Emmert column: Summing up five years of columns
Today marks my 116th fitness column for the Post-Bulletin. I penned the first one back on September 15, 2008, five and a half years ago.
Today also marks my final regularly scheduled column for the P-B. Thank you to the P-B for the opportunity, Craig Swalboski, sports editor for your support and to you, the readers, who have approached me throughout the community to tell me how much you have enjoyed my writing.
It has been a fun and very rewarding ride. I have had the opportunity to meet and share with you some wonderful stories of individuals who have used physical activity to improve their lives. They were profiles of individuals who discovered the "magic pill" either through adversity or through their own focus and determination to take control of their physical health.
Today's column will summarize some of my points that I have written over the years.
Many resources and activities
I've been able to share with you the different resources and programs in the Rochester community to help you find that physical activity or activities that you really enjoy. We are blessed in this community to have so many opportunities to engage in physical activity. Those opportunities range from fitness clubs to parks to bike trails to 5 Ks to 10 Ks and beyond.
There is no shortage of activities to get you moving. It's only a matter of weeks now before the world begins to turn green and we all crawl out of our winter caves. Remember the components for success with physical activity; 1. find an activity that you enjoy, 2. find a support system, friends, family or a strategy to hold yourself accountable, and 3. stay consistent.
I have written many times that increased physical activity can benefit you in so many ways. Improved fitness will decrease stress, blood pressure, improve heart health, improve muscle and bone strength, and help you to manage your body weight.
You have the choice to be responsible for your physical health. Unfortunately, too many times we don't appreciate our health until it is taken from us. Don't wait for that to happen. Be proactive. We never hear about the heart attack or stroke that didn't happen.
Athletes, it's that time of the year to put your summer schedule together and decide what you are going to do to become a better player. Were you satisfied with your performance and/or your playing time? If not, what are you going to do to improve your performance? Off-season training includes strength training, speed, agility, and quickness and skills development. Once again, we are blessed in this area to have so many options for programs.

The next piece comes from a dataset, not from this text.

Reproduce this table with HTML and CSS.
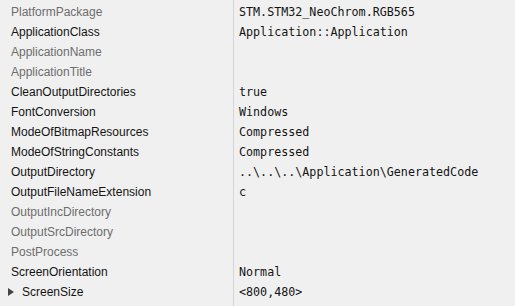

An athlete who prepares his or her self physically for their respective sport(s) can decrease the risk of injury significantly. It's your responsibility to report on the first day in the best possible physical condition you can be in for your respective sport. It's your responsibility to play fair and follow the team/school policies. It's your responsibility to refrain from tobacco, alcohol, and other illegal drugs use. It's your responsibility to support your teammates through the wins and the losses. In team sports, it's a team win and a team loss.
No one athlete can do it solely alone.
Coaches, youth through high school, it's your responsibility to teach the game to your athletes. It's your responsibility to communicate clearly to your athletes your expectations. It's your responsibility to be honest and follow through on what you said you would do.
It's not always about the wins and losses. If your athletes had fun and want to play again next year, consider it a successful season.
Parents, it's your responsibility to support your athlete(s) and their team(s). It's their game, not yours. All communication to the coach should go through the athlete. Coaches do want to win and they do want to do what is best for the team. Be realistic. It is only a game. Very few high school athletes have the opportunity to play at the collegiate level. Enjoy their high school years.
As I close out this column, it's time for me to pursue some other writing projects that I have put off over the years. I hope to submit quality pieces to the P-B in the future for publication, but for now, it's time to dust off the ole bike and get her ready for another upcoming season of riding.
I'll see you on the bike trails. Stay safe, keep moving, and stay healthy.